Recuerdos

Diario IDEAL 3 febrero 2010

Ciertamente que el cerebro, nuestra cabecita, es un inmenso bosque sin explorar. Viendo la serie de Suárez en Antena 3, pienso en lo injusto que se vuelve el cerebro -o tal vez no- al dejarte en blanco toda una vida después de haber luchado por tanto y por tan nobles fines como ha sido traer la democracia a nuestro país. Y digo que tal vez no haya sido injusto con la figura inmensa de un Presidente del Gobierno -siempre con mayúsculas-, porque lo concibo como un acto de justicia por tanto sufrimiento. De un plumazo se te acabaron las angustias, amigo. Adiós a los recuerdos, a la memoria de tu hija, de tu mujer, a las “hijoputeces” de tus compañeros de bancada, tiros civileros y tahúres del Guadalquivir -mutatis mutandi- incluidos. Por los servicios prestados, pasarás el resto de tus días, al menos, en paz contigo mismo. Justicia universal.

Pero al margen de esta consideración literaria, los recuerdos forman parte de nuestra vida. Sin embargo, analizándolos, como las fotografías, con el inexorable paso del tiempo, pierden color, fuerza, esencia. Lo curioso es que lo único que queda es el olor. Creo que fue Freud el que afirmó que la memoria más fuerte, más intensa, es la del olfato. ¿Quién no se ha dado la vuelta alguna vez en una acera al creer reconocer un olor en una persona que pasea por tu lado? Afirman que el olor a pan atrae. Y si pasas por un lugar con ese aroma, regresas, o te fuerza a que lo hagas.

Todo esto viene a colación porque cuando uno lleva de la mano a su hijo y comienzan las preguntas de niño-púber-joven-hombre te das cuenta de que ya no te acuerdas qué sentías cuando lo arrullabas contra tu pecho, le preparabas el biberón o te jodías al pasar horas y horas en vela oyendo la cantinela nocturna de su llanto penitente. Eso pasa y lo que sentías, se olvida. ¡Coño, que se olvida! Guardas fragmentos de momentos; pero la película se borra. Pese a ello, pese a la fragilidad de nuestra memoria, aún sin vista, ni oído, ni tacto, tu hijo, tu momento, tu rato de felicidad, tiene un aroma. Hasta la enfermedad, la vejez, el recién nacido, la muerte, tienen olor. Y ése, jamás se olvida. Regresa una y otra vez al menor de los estímulos.

Por eso al ver a Suárez pienso en tantos hombres y mujeres que por unas causas o por otras, sufren en silencio el abandono de su memoria. A mí, querido lector, no me importaría que todos mis recuerdos en imágenes, en sonidos, en caricias, se me borrarán, como si se “reserteara” un ordenador.

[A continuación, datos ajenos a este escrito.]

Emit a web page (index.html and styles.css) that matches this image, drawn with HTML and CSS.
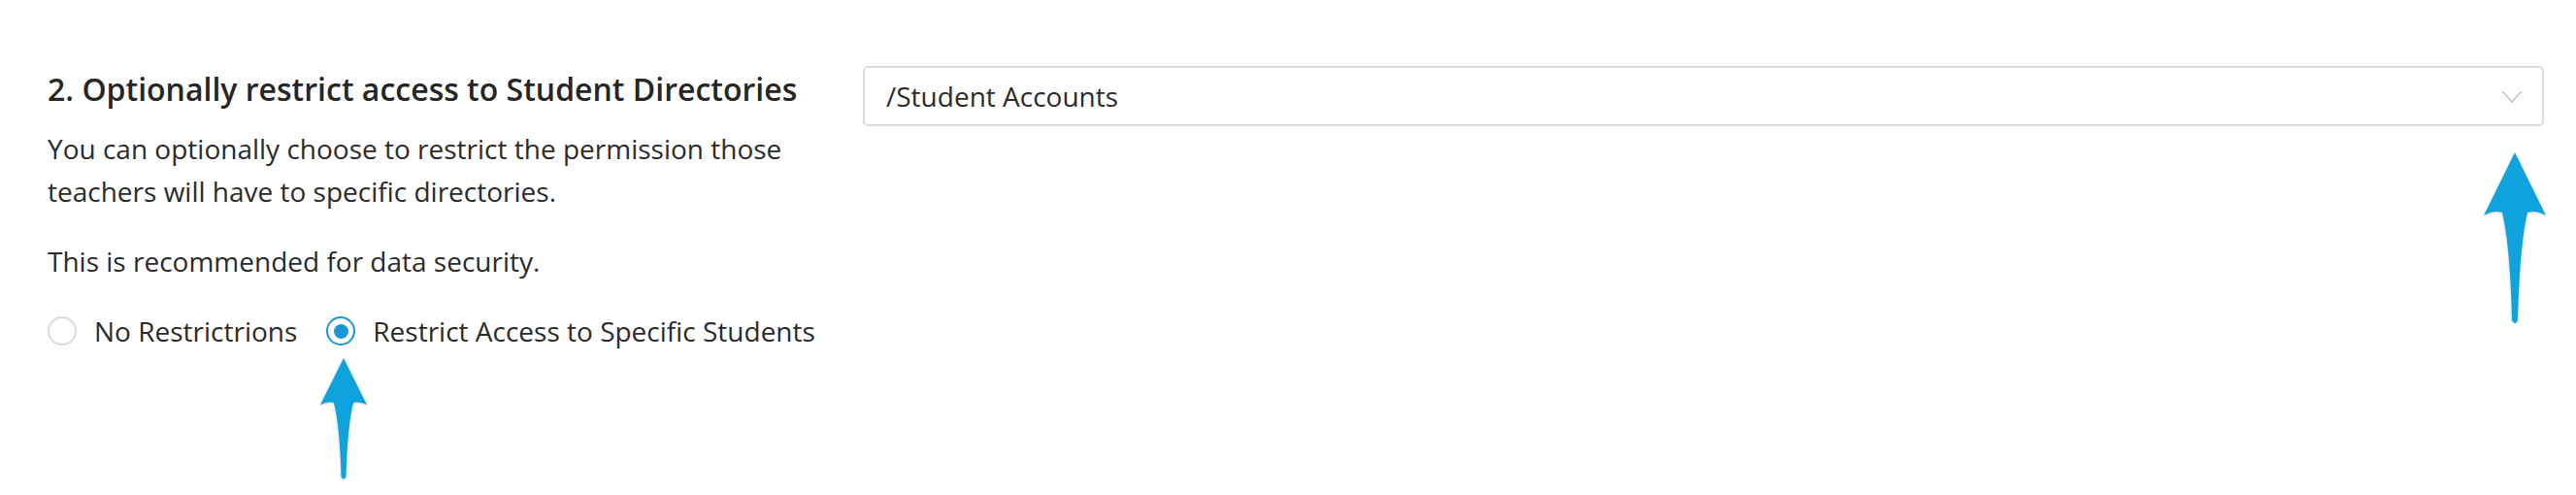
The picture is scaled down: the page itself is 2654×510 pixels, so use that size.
FILE: index.html
```html
<!DOCTYPE html>
<html lang="en">
<head>
  <meta charset="UTF-8">
  <title>Directory restrictions</title>
  <link rel="stylesheet" href="styles.css">
</head>
<body>

<div class="page">
  <div class="row">
    <div class="info">
      <h2>2. Optionally restrict access to Student Directories</h2>
      <p>You can optionally choose to restrict the permission those teachers will have to specific directories.</p>
      <p>This is recommended for data security.</p>

      <div class="choices">
        <label class="choice">
          <span class="radio"></span>
          No Restrictrions
        </label>
        <label class="choice">
          <span class="radio checked"></span>
          Restrict Access to Specific Students
        </label>
      </div>
    </div>

    <div class="field">
      <div class="select">
        <span>/Student Accounts</span>
        <svg class="chevron" width="22" height="13" viewBox="0 0 22 13">
          <polyline points="1,1 11,12 21,1" fill="none" stroke="#c4c4c4" stroke-width="1.5"/>
        </svg>
      </div>
    </div>
  </div>

  <!-- pointer arrows -->
  <svg class="arrow arrow-radio" width="48" height="127" viewBox="0 0 48 127">
    <path d="M24 0 L48 48 Q40 44 34 46 Q28 70 26.5 122 Q24 127 21.5 122 Q20 70 14 46 Q8 44 0 48 Z" fill="#0fa3dd"/>
  </svg>
  <svg class="arrow arrow-select" width="64" height="179" viewBox="0 0 64 179">
    <path d="M32 0 L64 65 Q54 59 45 62 Q37 95 35 173 Q32 179 29 173 Q27 95 19 62 Q10 59 0 65 Z" fill="#0fa3dd"/>
  </svg>
</div>

</body>
</html>
```

FILE: styles.css
```css
body {
  margin: 0;
  font-family: "Open Sans", sans-serif;
  color: #2b2b2b;
  background: #fff;
}
.page {
  position: relative;
  height: 510px;
}
.row {
  display: flex;
  padding: 68px 33px 0 49px;
}
.info {
  flex: 0 0 800px;
  margin-right: 40px;
}
.info h2 {
  margin: 4px 0 0;
  font-size: 32px;
  font-weight: 600;
  line-height: 40px;
  color: #262626;
}
.info p {
  margin: 19px 0 0;
  font-size: 28px;
  line-height: 44px;
}
.info p + p {
  margin-top: 28px;
}
.choices {
  display: flex;
  align-items: center;
  gap: 30px;
  margin-top: 28px;
}
.choice {
  display: flex;
  align-items: center;
  gap: 18px;
  font-size: 28px;
  line-height: 44px;
}
.radio {
  box-sizing: border-box;
  width: 30px;
  height: 30px;
  border: 2px solid #dadada;
  border-radius: 50%;
  display: flex;
  align-items: center;
  justify-content: center;
}
.radio.checked {
  border-color: #1b95d3;
}
.radio.checked::after {
  content: "";
  width: 15px;
  height: 15px;
  border-radius: 50%;
  background: #1b95d3;
}
.field {
  flex: 1;
}
.select {
  box-sizing: border-box;
  height: 62px;
  border: 2px solid #dcdcdc;
  border-radius: 5px;
  display: flex;
  align-items: center;
  justify-content: space-between;
  padding: 0 20px 0 22px;
  font-size: 28px;
}
.arrow {
  position: absolute;
  filter: drop-shadow(0 1px 1px rgba(0,0,0,0.2));
}
.arrow-radio {
  left: 330px;
  top: 369px;
}
.arrow-select {
  left: 2559px;
  top: 157px;
}
```
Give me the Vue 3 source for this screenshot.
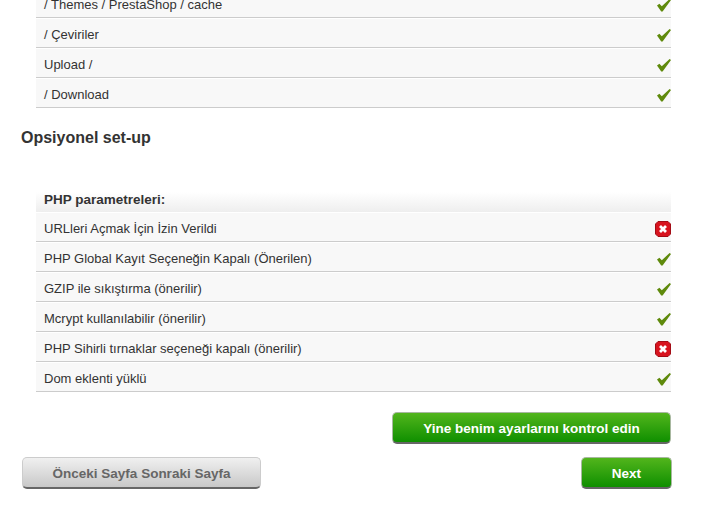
<script setup>
const folders = ['/ Themes / PrestaShop / cache', '/ Çeviriler', 'Upload /', '/ Download']

const params = [
  { label: 'URLleri Açmak İçin İzin Verildi', ok: false },
  { label: 'PHP Global Kayıt Seçeneğin Kapalı (Önerilen)', ok: true },
  { label: 'GZIP ile sıkıştırma (önerilir)', ok: true },
  { label: 'Mcrypt kullanılabilir (önerilir)', ok: true },
  { label: 'PHP Sihirli tırnaklar seçeneği kapalı (önerilir)', ok: false },
  { label: 'Dom eklenti yüklü', ok: true }
]
</script>

<template>
  <div class="page">
    <ul class="list first">
      <li v-for="f in folders" :key="f" class="row">
        <span class="label">{{ f }}</span>
        <svg class="check" width="14" height="13" viewBox="0 0 14 13">
          <path d="M0 6.6 L2.4 4.8 L4.8 7.2 L12.6 0 L14 1 L5.6 12.6 L4.2 12.6 Z" fill="#5f8a0c" />
        </svg>
      </li>
    </ul>

    <h2 class="title">Opsiyonel set-up</h2>

    <div class="head">PHP parametreleri:</div>
    <ul class="list">
      <li v-for="p in params" :key="p.label" class="row">
        <span class="label">{{ p.label }}</span>
        <svg v-if="p.ok" class="check" width="14" height="13" viewBox="0 0 14 13">
          <path d="M0 6.6 L2.4 4.8 L4.8 7.2 L12.6 0 L14 1 L5.6 12.6 L4.2 12.6 Z" fill="#5f8a0c" />
        </svg>
        <svg v-else class="cross" width="16" height="16" viewBox="0 0 16 16">
          <path d="M3 0.5 H13 L15.5 3 V13 L13 15.5 H3 L0.5 13 V3 Z" fill="#d8141f" stroke="#a30d16" />
          <path d="M5 5 L11 11 M11 5 L5 11" stroke="#fff" stroke-width="2.8" />
        </svg>
      </li>
    </ul>

    <div class="again">
      <button class="btn green wide">Yine benim ayarlarını kontrol edin</button>
    </div>
    <div class="nav">
      <button class="btn grey">Önceki Sayfa Sonraki Sayfa</button>
      <button class="btn green next">Next</button>
    </div>
  </div>
</template>

<style>
html, body {
  overflow: hidden;
  background: #fff;
}
</style>

<style scoped>
.page {
  width: 712px;
  height: 512px;
  overflow: hidden;
  font-family: "Liberation Sans", Arial, sans-serif;
  font-size: 13px;
  color: #333;
}

.list {
  list-style: none;
  margin: 0 41px 0 36px;
  padding: 0;
}

.first {
  margin-top: -12px;
}

.row {
  display: flex;
  align-items: center;
  justify-content: space-between;
  height: 24px;
  padding: 4px 0 0 8px;
  background: #f8f8f8;
  border-top: 1px solid #fff;
  border-bottom: 1px solid #ccc;
}

.label {
  margin-top: -2px;
}

.title {
  margin: 20px 0 0 21px;
  height: 64px;
  font-size: 16px;
  line-height: 20px;
  font-weight: bold;
  color: #333;
}

.head {
  margin: 0 41px 0 36px;
  height: 20px;
  line-height: 16px;
  padding-left: 8px;
  font-size: 13.5px;
  font-weight: bold;
  background: linear-gradient(#fff, #eee);
}

.btn {
  display: block;
  font-family: inherit;
  font-weight: bold;
  font-size: 13.5px;
  border-radius: 5px;
  cursor: pointer;
  padding: 2px 0 0;
}

.green {
  color: #fff;
  background: linear-gradient(#52b51c, #0f8f00);
  border: 1px solid #a8b8a0;
  border-bottom: 2px solid #666;
}

.grey {
  color: #666;
  width: 239px;
  height: 32px;
  background: linear-gradient(#f0f0f0, #c8c8c8);
  border: 1px solid #ccc;
  border-bottom: 2px solid #666;
}

.again {
  display: flex;
  justify-content: flex-end;
  margin: 20px 41px 0 0;
}

.wide {
  width: 279px;
  height: 32px;
}

.nav {
  display: flex;
  justify-content: space-between;
  margin: 13px 40px 0 22px;
}

.next {
  width: 91px;
  height: 32px;
}
</style>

Pero me parecería una acto de tremenda injusticia universal que no recordara el olor de los jazmines de Motril, el afrutado aceite de Peal, el aterciopelado aroma de las espaldas de mis hijos, una puesta de sol en Zahara, el suave perfume de tu beso, o la maravillosa experiencia de buscar entre miles de desconocidos transeúntes como tu nombre impregna, en un segundo, mis pasos perdidos en una gran ciudad.